Objects galore
And yet another object-related essay to be read, this time at Push and Pull Redfern, focusing on the object in Gertrude Stein and Charles Olson by way of process-philosopher Alfred Whitehead’s theory of the object, using his lecture ‘Object’ as a point of departure.
Whitehead nonetheless remains what Quentin Meillassoux would call a correlationist, that is, still prioritizes the relationship that the perceiving subject has to the object:
Whitehead’s ‘object’ theory emerged from a desire for a philosophy of perception and cognition that engaged with materiality in a way that didn’t relegate sensual and psychological experience as mere “psychic additions” to an external, concrete reality. In other words, Whitehead was interested in a philosophy that took the realness of perceptive, cognitive, imaginative and creative experiences as stuff of the world, as objects of sensual engagement and conscious inquiry.
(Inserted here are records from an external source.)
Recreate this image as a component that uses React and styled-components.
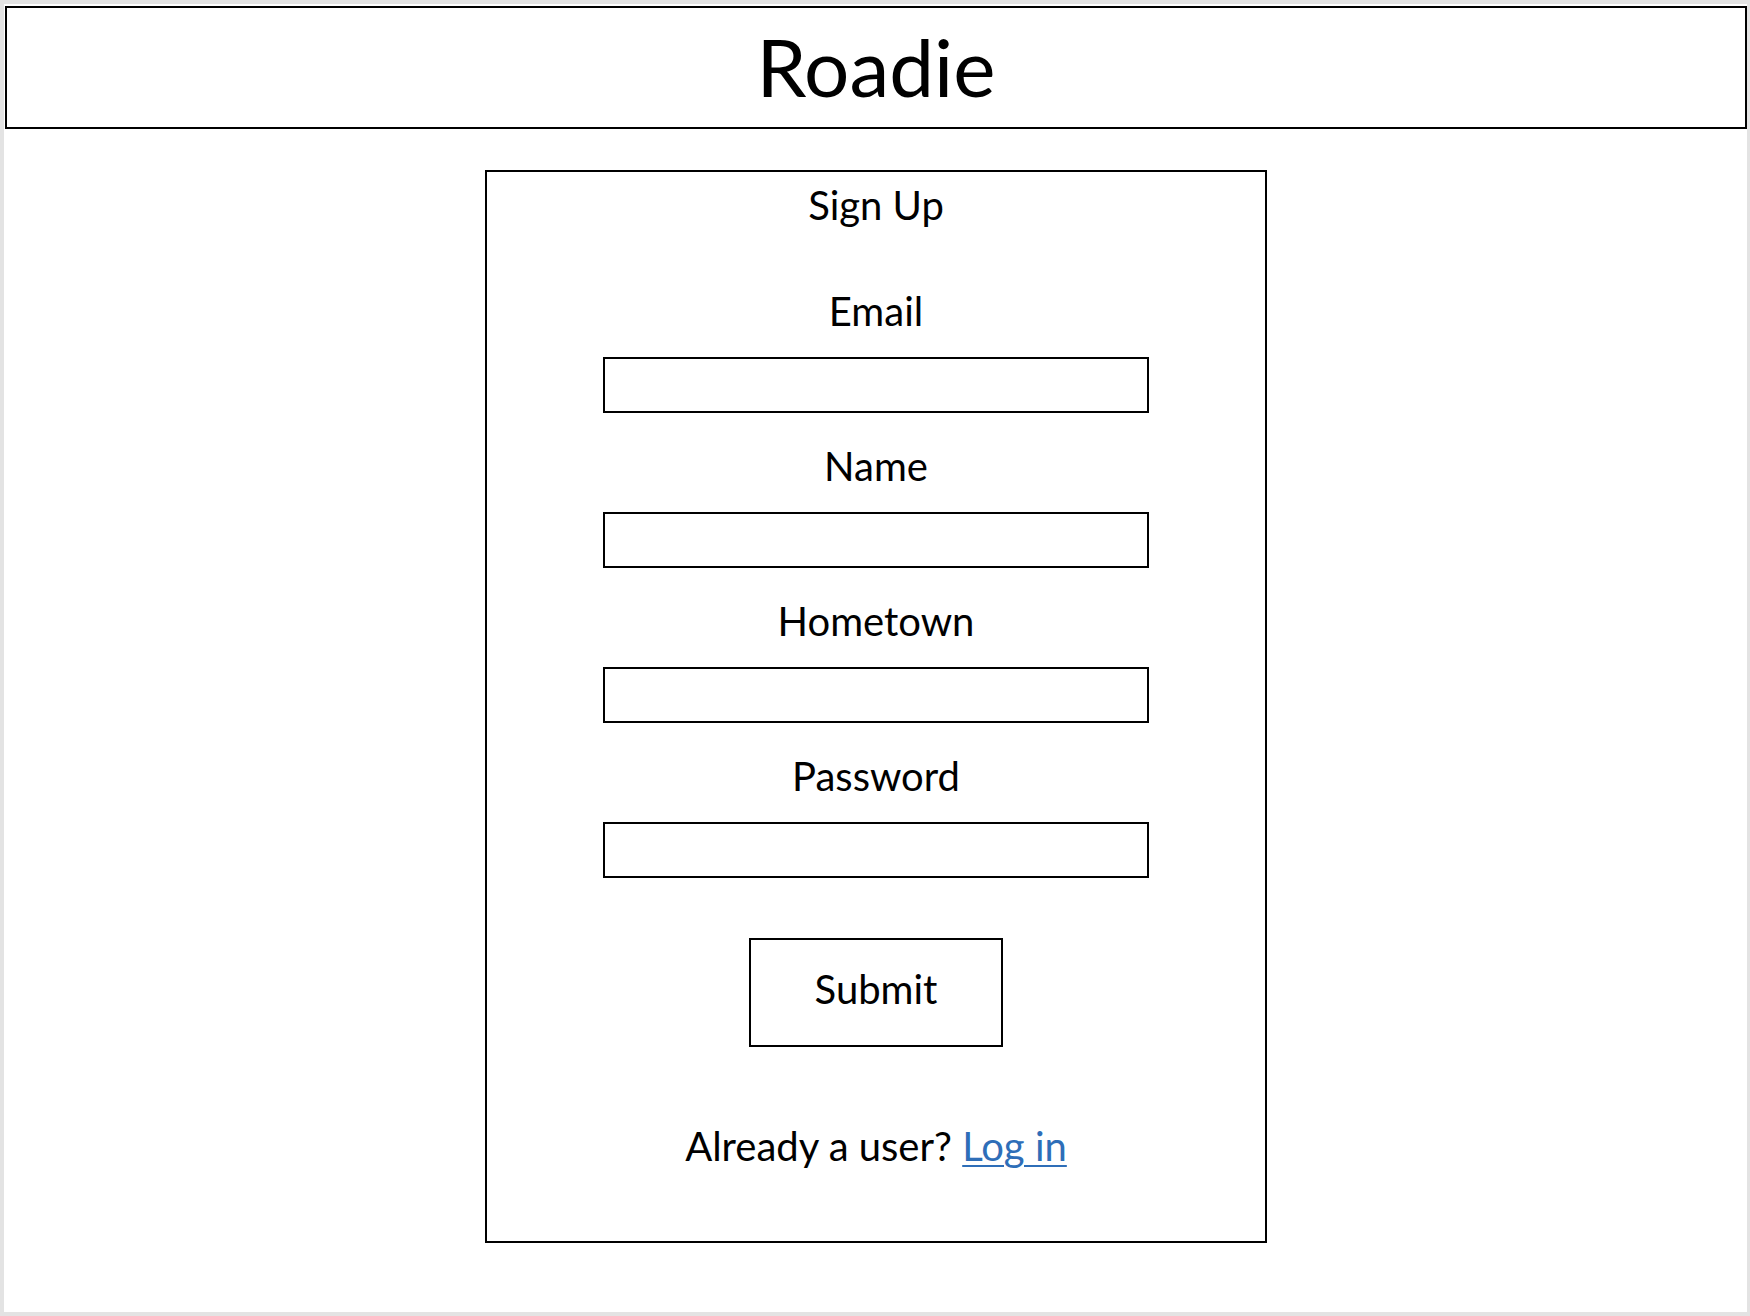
import React from "react";
import styled, { createGlobalStyle } from "styled-components";

const GlobalStyle = createGlobalStyle`
  html, body {
    margin: 0;
    padding: 0;
    background: #e3e3e3;
  }
  * { box-sizing: border-box; }
`;

const Sheet = styled.div`
  margin: 4px 3px 0 4px;
  height: 1308px;
  background: #ffffff;
  padding: 2px 0 0 1px;
  font-family: Lato, "Open Sans", sans-serif;
  color: #000;
`;

const Header = styled.header`
  height: 123px;
  border: 2px solid #000;
  display: flex;
  align-items: center;
  justify-content: center;
  padding-bottom: 4px;
`;

const Title = styled.h1`
  margin: 0;
  font-size: 80px;
  font-weight: 400;
  line-height: 1.2;
`;

const Card = styled.main`
  width: 782px;
  height: 1073px;
  margin: 41px auto 0;
  border: 2px solid #000;
  display: flex;
  flex-direction: column;
  align-items: center;
  padding-top: 9px;
`;

const CardTitle = styled.h2`
  margin: 0 0 58px;
  font-size: 40px;
  font-weight: 400;
  line-height: 48px;
`;

const Fields = styled.div`
  display: flex;
  flex-direction: column;
  align-items: center;
  gap: 29px;
`;

const Field = styled.label`
  display: flex;
  flex-direction: column;
  align-items: center;
  gap: 22px;
`;

const LabelText = styled.span`
  font-size: 40px;
  line-height: 48px;
`;

const TextInput = styled.input`
  width: 546px;
  height: 56px;
  border: 2px solid #000;
  border-radius: 0;
  background: #fff;
  outline: none;
  padding: 0 12px;
  font: inherit;
  font-size: 28px;
`;

const SubmitButton = styled.button`
  margin-top: 60px;
  width: 254px;
  height: 109px;
  border: 2px solid #000;
  border-radius: 0;
  background: #fff;
  font-family: Lato, "Open Sans", sans-serif;
  font-size: 40px;
  line-height: 48px;
  color: #000;
  padding: 0 0 8px;
  cursor: pointer;
`;

const Footer = styled.p`
  margin: 75px 0 0;
  font-size: 40px;
  line-height: 48px;
`;

const LoginLink = styled.a`
  color: #2e6eb8;
  text-decoration: underline;
  text-decoration-thickness: 2px;
  text-underline-offset: 4px;
`;

const fields = [
  { label: "Email", type: "email" },
  { label: "Name", type: "text" },
  { label: "Hometown", type: "text" },
  { label: "Password", type: "password" },
];

export default function App() {
  return (
    <>
      <GlobalStyle />
      <Sheet>
        <Header>
          <Title>Roadie</Title>
        </Header>
        <Card>
          <CardTitle>Sign Up</CardTitle>
          <Fields>
            {fields.map((f) => (
              <Field key={f.label}>
                <LabelText>{f.label}</LabelText>
                <TextInput type={f.type} />
              </Field>
            ))}
          </Fields>
          <SubmitButton type="button">Submit</SubmitButton>
          <Footer>
            Already a user? <LoginLink href="#">Log in</LoginLink>
          </Footer>
        </Card>
      </Sheet>
    </>
  );
}
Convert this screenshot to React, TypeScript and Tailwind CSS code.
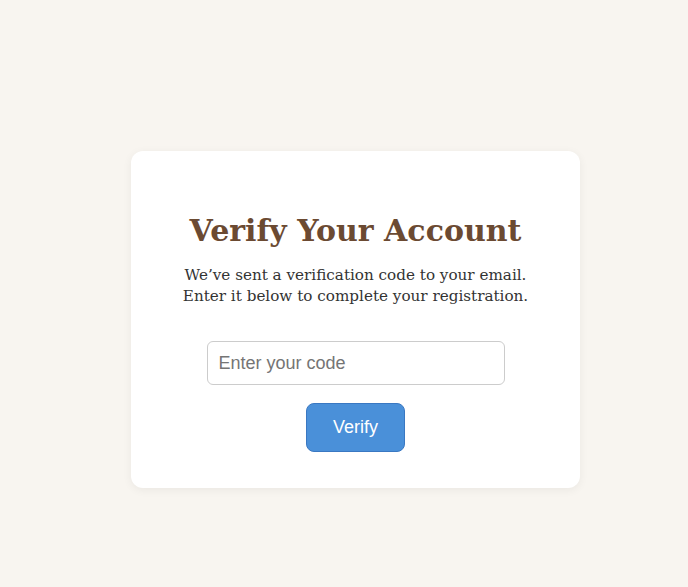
export default function App() {
  return (
    <div className="min-h-screen bg-[#f8f5f0] flex justify-center pt-[151px] pl-[23px]">
      <div className="w-[449px] h-[337px] bg-white rounded-xl shadow-[0_2px_10px_rgba(0,0,0,0.06)] flex flex-col items-center pt-[62px]">
        <h1 className="font-['DejaVu_Serif',Georgia,serif] font-bold text-[30px] leading-[36px] text-[#6b4a32]">
          Verify Your Account
        </h1>
        <p className="mt-[16px] font-['DejaVu_Serif',Georgia,serif] text-[15.2px] leading-[21px] text-[#333] text-center">
          We’ve sent a verification code to your email.
          <br />
          Enter it below to complete your registration.
        </p>
        <input
          type="text"
          placeholder="Enter your code"
          className="mt-[34px] w-[298px] h-[44px] pl-[11px] pr-3 border border-[#ccc] rounded-md font-['Liberation_Sans',Arial,sans-serif] text-[18px] text-[#333] placeholder:text-[#757575] outline-none"
        />
        <button className="mt-[18px] w-[99px] h-[49px] rounded-lg bg-[#4a90d9] border border-[#3a78c2] text-white font-['Liberation_Sans',Arial,sans-serif] text-[18px]">
          Verify
        </button>
      </div>
    </div>
  )
}
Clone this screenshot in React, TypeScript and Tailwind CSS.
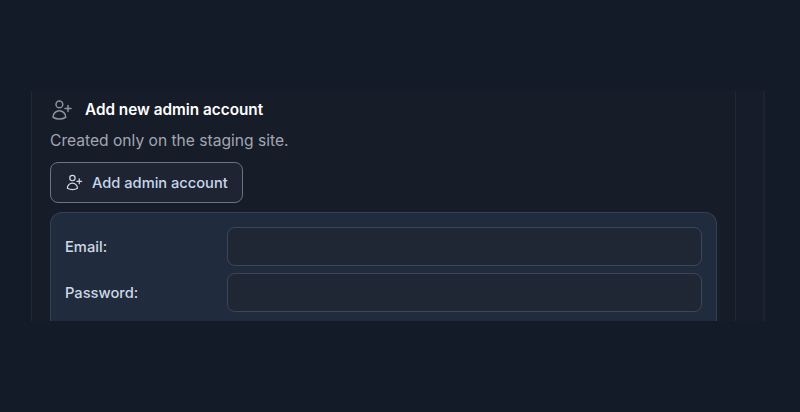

This philosophy wholly rejects the bifurcation of nature and mind/body dualism. Whitehead’s focus wass process, convergence, encounter, flux, extension, simultaneity, regeneration and transformation.
The same problem that, again according to object-oriented philosophy, one might locate in Rob Fitterman and Vanessa Place’s conflation of the object/subject as the ‘Sobject’ (in the recent Notes on Conceptualisms).